Given data:
>> Start

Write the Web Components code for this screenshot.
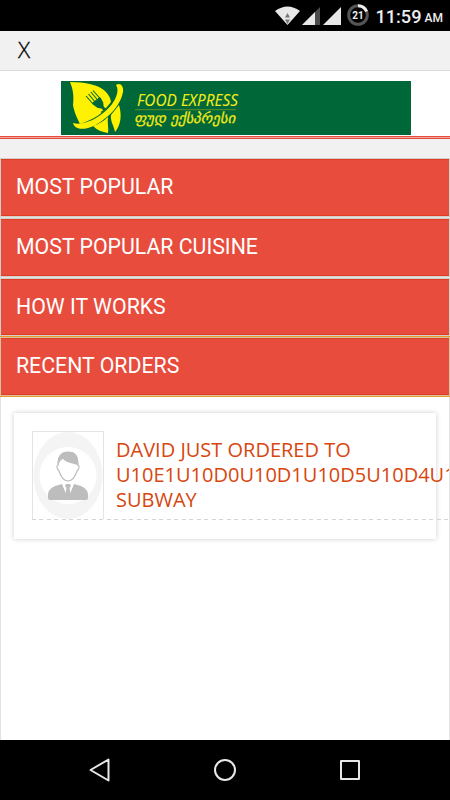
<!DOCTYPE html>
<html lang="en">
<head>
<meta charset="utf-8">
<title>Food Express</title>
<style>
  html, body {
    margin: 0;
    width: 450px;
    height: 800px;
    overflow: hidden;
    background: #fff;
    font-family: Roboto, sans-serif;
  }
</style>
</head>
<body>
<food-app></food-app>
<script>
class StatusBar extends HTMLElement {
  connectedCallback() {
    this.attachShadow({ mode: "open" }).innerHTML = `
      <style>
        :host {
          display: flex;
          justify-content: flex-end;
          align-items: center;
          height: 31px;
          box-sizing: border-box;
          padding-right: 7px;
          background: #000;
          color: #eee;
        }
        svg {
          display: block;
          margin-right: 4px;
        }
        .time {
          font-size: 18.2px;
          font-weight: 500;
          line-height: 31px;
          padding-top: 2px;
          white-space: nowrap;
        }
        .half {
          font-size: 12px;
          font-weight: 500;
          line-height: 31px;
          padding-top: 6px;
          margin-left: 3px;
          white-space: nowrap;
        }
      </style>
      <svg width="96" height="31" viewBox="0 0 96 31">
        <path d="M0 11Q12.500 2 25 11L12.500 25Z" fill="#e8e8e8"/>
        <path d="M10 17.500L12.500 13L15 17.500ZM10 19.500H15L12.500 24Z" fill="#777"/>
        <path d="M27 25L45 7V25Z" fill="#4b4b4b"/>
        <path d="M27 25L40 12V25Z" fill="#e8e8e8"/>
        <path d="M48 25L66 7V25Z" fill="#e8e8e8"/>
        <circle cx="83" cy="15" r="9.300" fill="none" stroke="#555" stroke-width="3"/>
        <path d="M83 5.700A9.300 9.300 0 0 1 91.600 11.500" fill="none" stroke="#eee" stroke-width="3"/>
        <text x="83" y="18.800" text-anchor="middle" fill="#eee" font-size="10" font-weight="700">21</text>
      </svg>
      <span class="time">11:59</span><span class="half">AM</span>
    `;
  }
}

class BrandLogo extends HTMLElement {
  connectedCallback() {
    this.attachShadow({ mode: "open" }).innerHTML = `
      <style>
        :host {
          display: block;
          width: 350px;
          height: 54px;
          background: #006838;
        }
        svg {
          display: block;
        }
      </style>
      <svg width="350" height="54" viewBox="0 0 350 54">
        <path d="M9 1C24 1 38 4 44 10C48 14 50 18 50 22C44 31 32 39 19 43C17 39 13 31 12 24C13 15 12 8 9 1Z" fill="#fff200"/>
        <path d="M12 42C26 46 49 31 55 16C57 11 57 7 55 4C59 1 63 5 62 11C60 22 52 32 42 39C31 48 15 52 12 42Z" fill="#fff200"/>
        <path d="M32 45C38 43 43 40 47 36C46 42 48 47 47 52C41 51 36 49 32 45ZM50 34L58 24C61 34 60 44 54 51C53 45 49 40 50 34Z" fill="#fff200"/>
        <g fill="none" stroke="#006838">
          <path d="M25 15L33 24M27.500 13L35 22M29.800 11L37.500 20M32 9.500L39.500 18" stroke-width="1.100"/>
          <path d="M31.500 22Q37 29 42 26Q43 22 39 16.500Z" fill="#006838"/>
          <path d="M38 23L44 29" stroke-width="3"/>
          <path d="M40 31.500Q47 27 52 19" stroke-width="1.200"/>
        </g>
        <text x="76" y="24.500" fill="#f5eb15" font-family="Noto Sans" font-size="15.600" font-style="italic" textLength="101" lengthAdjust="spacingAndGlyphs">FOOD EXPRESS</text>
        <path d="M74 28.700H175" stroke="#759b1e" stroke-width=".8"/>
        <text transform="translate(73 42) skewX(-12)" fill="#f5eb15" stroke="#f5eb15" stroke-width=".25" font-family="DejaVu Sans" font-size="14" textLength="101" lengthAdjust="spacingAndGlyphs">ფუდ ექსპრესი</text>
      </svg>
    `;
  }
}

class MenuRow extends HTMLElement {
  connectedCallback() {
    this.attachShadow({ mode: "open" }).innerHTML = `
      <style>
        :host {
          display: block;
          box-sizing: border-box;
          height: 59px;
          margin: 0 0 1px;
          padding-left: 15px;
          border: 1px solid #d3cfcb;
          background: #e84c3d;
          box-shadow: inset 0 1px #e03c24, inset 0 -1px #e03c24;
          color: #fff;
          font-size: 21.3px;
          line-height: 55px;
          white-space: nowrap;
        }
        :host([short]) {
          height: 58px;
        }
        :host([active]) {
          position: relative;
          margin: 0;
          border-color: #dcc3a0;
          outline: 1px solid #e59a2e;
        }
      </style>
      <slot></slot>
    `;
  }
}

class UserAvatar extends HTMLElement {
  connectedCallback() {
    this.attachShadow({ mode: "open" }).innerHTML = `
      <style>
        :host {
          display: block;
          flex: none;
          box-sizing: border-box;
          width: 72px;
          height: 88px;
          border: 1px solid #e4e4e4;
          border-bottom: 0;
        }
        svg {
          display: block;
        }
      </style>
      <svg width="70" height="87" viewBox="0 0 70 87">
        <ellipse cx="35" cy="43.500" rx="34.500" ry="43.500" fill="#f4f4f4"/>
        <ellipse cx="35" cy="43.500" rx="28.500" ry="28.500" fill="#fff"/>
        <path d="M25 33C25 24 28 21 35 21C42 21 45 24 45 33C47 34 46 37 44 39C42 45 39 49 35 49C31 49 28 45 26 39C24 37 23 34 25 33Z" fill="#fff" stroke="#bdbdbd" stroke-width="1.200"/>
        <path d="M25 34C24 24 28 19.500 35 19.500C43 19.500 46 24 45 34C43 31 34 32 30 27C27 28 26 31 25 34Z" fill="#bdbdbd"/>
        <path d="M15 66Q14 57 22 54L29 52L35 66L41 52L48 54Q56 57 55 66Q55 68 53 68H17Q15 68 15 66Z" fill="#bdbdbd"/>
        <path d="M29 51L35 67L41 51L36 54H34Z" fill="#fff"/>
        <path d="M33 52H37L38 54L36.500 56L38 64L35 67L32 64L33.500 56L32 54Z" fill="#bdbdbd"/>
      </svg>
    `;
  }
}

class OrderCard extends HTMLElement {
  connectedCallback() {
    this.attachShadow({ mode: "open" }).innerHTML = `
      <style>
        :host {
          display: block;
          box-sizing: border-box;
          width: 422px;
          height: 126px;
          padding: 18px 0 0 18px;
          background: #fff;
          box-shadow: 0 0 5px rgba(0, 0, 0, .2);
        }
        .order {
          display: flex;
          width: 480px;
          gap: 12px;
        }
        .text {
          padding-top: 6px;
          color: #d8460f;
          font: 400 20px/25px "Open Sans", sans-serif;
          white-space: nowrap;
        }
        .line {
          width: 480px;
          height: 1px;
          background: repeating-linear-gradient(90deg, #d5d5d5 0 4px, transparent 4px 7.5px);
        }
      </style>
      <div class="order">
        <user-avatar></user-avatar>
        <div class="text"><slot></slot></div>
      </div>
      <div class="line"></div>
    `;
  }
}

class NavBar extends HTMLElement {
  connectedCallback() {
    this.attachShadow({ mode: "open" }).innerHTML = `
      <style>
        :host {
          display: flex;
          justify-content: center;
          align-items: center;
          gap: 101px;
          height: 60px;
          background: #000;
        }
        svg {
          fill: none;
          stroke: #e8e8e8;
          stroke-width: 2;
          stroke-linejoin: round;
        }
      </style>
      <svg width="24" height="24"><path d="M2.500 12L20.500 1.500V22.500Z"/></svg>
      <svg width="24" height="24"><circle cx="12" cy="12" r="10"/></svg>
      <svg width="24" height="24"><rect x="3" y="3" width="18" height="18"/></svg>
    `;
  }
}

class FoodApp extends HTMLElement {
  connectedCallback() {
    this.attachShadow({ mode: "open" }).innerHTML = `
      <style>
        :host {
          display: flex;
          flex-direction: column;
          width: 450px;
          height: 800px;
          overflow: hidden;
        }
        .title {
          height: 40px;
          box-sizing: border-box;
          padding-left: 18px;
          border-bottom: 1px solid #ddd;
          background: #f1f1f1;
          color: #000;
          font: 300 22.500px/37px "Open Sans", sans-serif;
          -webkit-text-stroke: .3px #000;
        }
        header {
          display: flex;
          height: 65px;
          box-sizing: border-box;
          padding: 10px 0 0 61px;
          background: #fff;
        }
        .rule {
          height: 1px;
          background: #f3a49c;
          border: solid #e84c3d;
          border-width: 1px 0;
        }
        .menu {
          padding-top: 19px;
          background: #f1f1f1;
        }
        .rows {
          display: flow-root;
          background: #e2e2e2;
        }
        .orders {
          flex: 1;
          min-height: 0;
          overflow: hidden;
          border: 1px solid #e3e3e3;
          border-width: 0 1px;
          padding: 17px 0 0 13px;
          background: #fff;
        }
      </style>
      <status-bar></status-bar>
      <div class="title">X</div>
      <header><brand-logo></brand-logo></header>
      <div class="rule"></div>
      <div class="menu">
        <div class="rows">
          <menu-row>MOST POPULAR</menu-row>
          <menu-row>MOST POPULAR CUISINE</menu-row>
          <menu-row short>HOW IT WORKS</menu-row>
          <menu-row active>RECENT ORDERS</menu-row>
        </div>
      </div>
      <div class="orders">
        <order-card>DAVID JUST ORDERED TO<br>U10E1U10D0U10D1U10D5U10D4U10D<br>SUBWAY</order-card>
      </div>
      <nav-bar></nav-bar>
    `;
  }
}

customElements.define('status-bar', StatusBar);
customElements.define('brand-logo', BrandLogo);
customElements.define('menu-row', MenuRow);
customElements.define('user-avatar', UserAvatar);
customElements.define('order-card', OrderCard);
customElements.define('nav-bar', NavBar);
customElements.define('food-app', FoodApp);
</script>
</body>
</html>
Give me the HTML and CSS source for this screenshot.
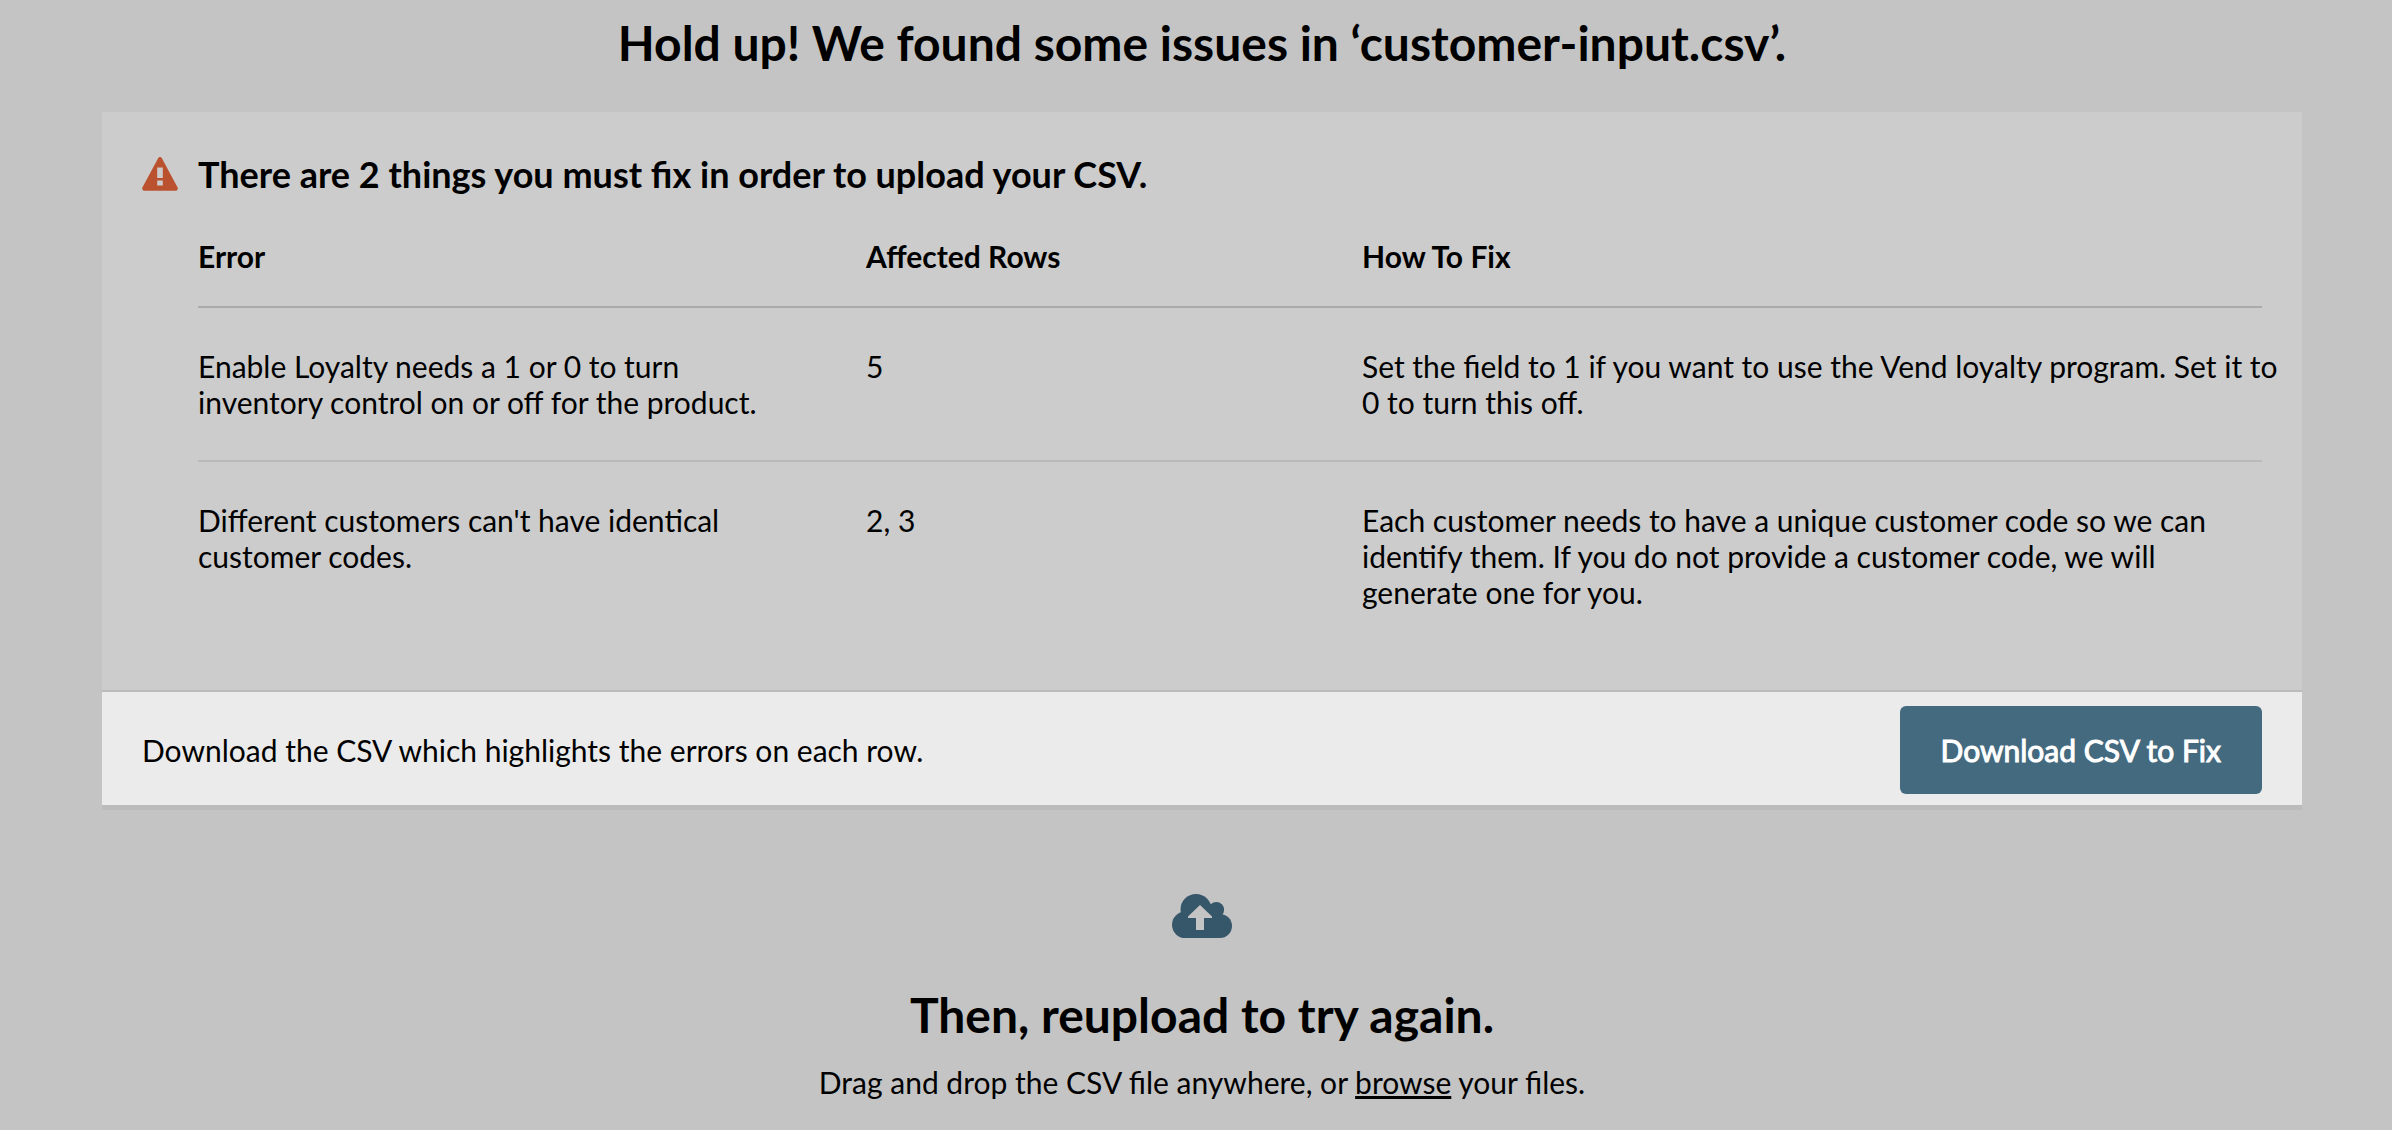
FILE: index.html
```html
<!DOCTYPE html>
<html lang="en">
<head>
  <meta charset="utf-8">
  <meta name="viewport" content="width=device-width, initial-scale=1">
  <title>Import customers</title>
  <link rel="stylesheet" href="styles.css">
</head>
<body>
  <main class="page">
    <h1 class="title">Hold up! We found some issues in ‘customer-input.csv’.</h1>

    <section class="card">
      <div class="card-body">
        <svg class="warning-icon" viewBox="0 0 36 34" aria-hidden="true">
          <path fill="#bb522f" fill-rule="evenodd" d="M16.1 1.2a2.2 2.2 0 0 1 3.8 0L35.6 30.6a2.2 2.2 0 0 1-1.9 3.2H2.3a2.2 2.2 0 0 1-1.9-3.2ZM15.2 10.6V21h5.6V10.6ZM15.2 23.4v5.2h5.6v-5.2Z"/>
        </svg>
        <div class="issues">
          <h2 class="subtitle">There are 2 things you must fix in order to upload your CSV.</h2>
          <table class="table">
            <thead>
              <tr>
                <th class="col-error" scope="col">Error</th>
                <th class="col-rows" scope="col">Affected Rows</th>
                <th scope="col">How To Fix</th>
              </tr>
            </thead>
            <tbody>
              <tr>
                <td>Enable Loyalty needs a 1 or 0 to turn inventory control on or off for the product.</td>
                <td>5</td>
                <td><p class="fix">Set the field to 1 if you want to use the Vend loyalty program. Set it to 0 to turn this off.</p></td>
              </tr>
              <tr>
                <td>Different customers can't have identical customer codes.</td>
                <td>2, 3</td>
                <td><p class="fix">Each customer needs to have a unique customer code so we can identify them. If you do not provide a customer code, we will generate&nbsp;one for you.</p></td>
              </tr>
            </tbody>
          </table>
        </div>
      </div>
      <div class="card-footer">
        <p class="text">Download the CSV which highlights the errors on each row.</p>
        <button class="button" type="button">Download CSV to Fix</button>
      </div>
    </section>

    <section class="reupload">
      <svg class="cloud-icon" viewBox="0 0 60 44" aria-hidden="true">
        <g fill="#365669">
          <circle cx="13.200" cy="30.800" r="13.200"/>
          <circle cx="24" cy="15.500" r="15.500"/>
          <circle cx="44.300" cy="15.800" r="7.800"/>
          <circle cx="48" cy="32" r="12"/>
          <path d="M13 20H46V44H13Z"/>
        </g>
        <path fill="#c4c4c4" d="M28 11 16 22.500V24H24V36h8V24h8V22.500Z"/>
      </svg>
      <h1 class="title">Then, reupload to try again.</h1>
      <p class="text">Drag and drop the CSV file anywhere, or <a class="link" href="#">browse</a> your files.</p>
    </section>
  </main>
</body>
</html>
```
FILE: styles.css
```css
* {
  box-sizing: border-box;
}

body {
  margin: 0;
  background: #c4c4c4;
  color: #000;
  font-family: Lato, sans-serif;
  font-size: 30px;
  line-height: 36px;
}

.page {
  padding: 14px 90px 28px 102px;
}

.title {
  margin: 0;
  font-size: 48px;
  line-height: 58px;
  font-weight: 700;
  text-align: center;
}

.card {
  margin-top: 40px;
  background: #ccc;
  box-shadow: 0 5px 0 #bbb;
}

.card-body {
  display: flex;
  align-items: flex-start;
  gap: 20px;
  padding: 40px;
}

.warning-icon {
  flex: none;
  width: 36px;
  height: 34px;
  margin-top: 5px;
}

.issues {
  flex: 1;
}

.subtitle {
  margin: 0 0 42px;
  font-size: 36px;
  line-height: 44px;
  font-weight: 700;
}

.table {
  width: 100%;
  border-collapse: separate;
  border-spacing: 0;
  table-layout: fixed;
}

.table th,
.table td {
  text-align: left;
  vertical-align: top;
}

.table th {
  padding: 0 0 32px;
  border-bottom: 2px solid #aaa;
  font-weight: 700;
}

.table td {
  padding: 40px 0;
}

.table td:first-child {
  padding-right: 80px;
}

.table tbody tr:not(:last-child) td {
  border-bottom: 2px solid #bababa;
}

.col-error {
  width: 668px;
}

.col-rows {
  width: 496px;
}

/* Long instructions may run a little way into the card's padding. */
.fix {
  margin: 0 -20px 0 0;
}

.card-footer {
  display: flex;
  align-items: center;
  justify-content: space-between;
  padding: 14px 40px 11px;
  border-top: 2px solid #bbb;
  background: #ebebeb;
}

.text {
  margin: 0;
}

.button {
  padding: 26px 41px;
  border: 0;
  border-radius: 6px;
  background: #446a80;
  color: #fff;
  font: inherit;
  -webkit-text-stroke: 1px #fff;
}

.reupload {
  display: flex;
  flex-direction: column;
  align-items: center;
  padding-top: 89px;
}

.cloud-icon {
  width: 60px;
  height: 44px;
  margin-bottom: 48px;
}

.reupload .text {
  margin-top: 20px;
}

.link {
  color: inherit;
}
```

>> End

Problem to solve: Search the listing above for the string "screenshot". Copy every line that contains it.

Answer to this problem:
Write the Web Components code for this screenshot.
Give me the HTML and CSS source for this screenshot.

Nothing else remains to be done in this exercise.